No obstante, y por más paradójico que suene, si un texto que cuestiona abiertamente la institucionalidad literaria cuenta con una cantidad importante de lectores, la institución se las arreglará para neutralizarlo de la manera más eficiente, es decir, incluyéndolo en el canon. Esto es lo que ocurrió sin ir más lejos con las vanguardias poéticas de la primera mitad del siglo XX, algo que, por otra parte, nos remite al ya mencionado Lourau y a sus categorías "instituido", "instituyente" y "contrainstitucional", piezas fundacionales de su andamiaje teórico.[2]
Seguramente, muchos dirán que esto no es así, que ya nadie le da importancia a este tipo de cuestiones y que la gente lee lo que quiere y como quiere. Pues bien, a esos muchos les respondo que por más que creamos que el canon ya no es un elemento significativo, la institución literaria sigue gozando de muy buena salud. Precisamente, en asociación con la industria cultural (así como en el Renacimiento se asociaban los papas con los príncipes libertinos), la institución literaria es la encargada de otorgarle prestigio a un mercado editorial que ha asumido muchas de las responsabilidades que en otro momento eran exclusividad de las instituciones culturales.
El mercado es hoy en día la institución por excelencia -he ahí nuestra fatalidad-, y sus exigencias son mucho más categóricas que los ocasionales triunfos del análisis institucional. La epistemología y la ética que subyacen en las disciplinas humanísticas han sido fagocitadas por las variables del mercado. Los paradigmas y proyectos políticos, los programas de investigación o de acción, todos se ajustan al mismo referente, al mismo interpretante: la democracia ya no es el fin que hay que alcanzar, la libertad no es más una causa vital; ahora lo importante es asegurar las condiciones que permitan una libre circulación del capital, de la mercancía, y la literatura, mercancía de lujo para muchos, no es una excepción.

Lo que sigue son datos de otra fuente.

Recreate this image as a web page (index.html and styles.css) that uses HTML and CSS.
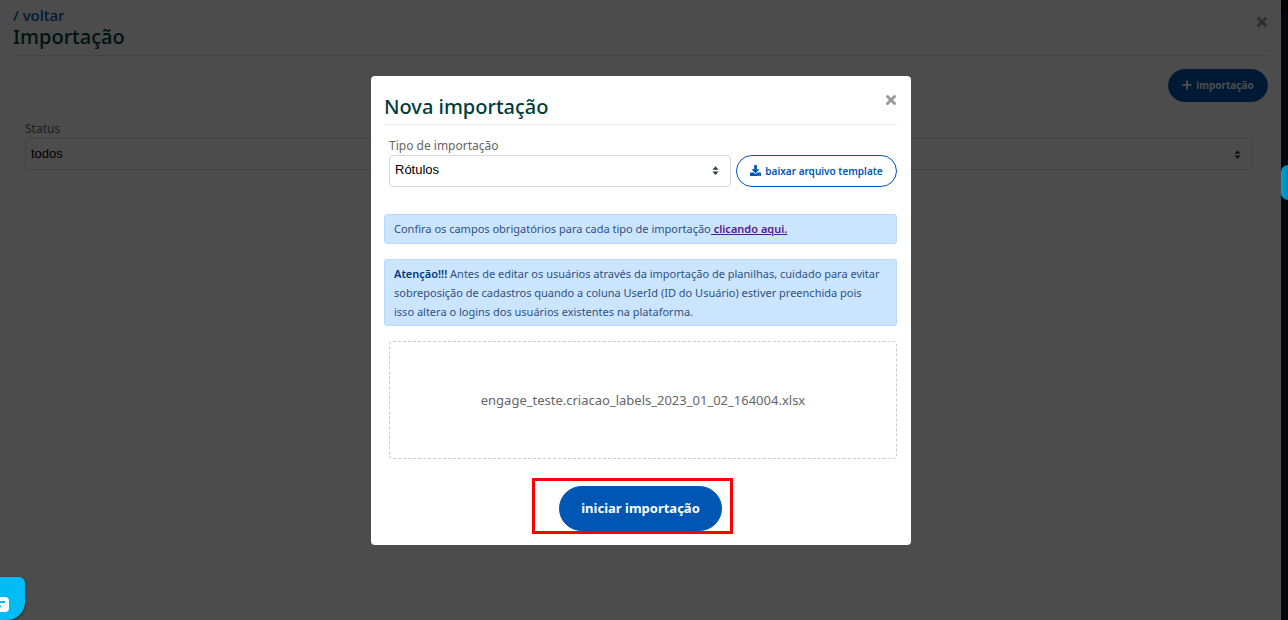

Ahora bien, sabemos que todo texto literario es una compleja red de significaciones lingüísticas que justamente establece un diálogo entre ideas y acontecimientos, y que ese diálogo, a su vez, está inscrito en la historia, es decir, que posee un pasado y un presente. En el pasado se encuentra el autor y el sentido que este le ha otorgado al texto; en el presente, la experiencia del lector. Sin embargo, por encima de este intercambio se encuentran las instituciones mediadoras, cuya única función es la de garantizar que este complejísimo proceso permanezca encerrado dentro de límites precisos.
En una época dominada por las instituciones, la institucionalidad de la literatura es indiscutible. El respeto que la literatura se debe a sí misma, y la lealtad que exige de nosotros los lectores, pone en evidencia su modus operandi. Cuando logremos apreciar el papel estratégico que las convenciones pueden desempeñar, es decir, cuando asumamos que incluso las instituciones simbólicas cumplen una función coercitiva que impacta directa e indirectamente sobre nuestras subjetividades, estaremos preparados para ver en cada texto literario no ya una "bula" corporativa, sino una muy específica forma de escritura, exenta de cualquier tipo de boato o atributo y solo atenta a su propia ejecución.
[1] Citado por Harry Levin en "La literatura como institución", incluido en Literatura y sociedad, Buenos Aires, Centro Editor de América Latina, 1977.
[2] Véase René Lourau "Instituido, instituyente, contrainstitucional", texto incluido en El lenguaje libertario. Antología del pensamiento anarquista contemporáneo, Buenos Aires, Terramar, 2005.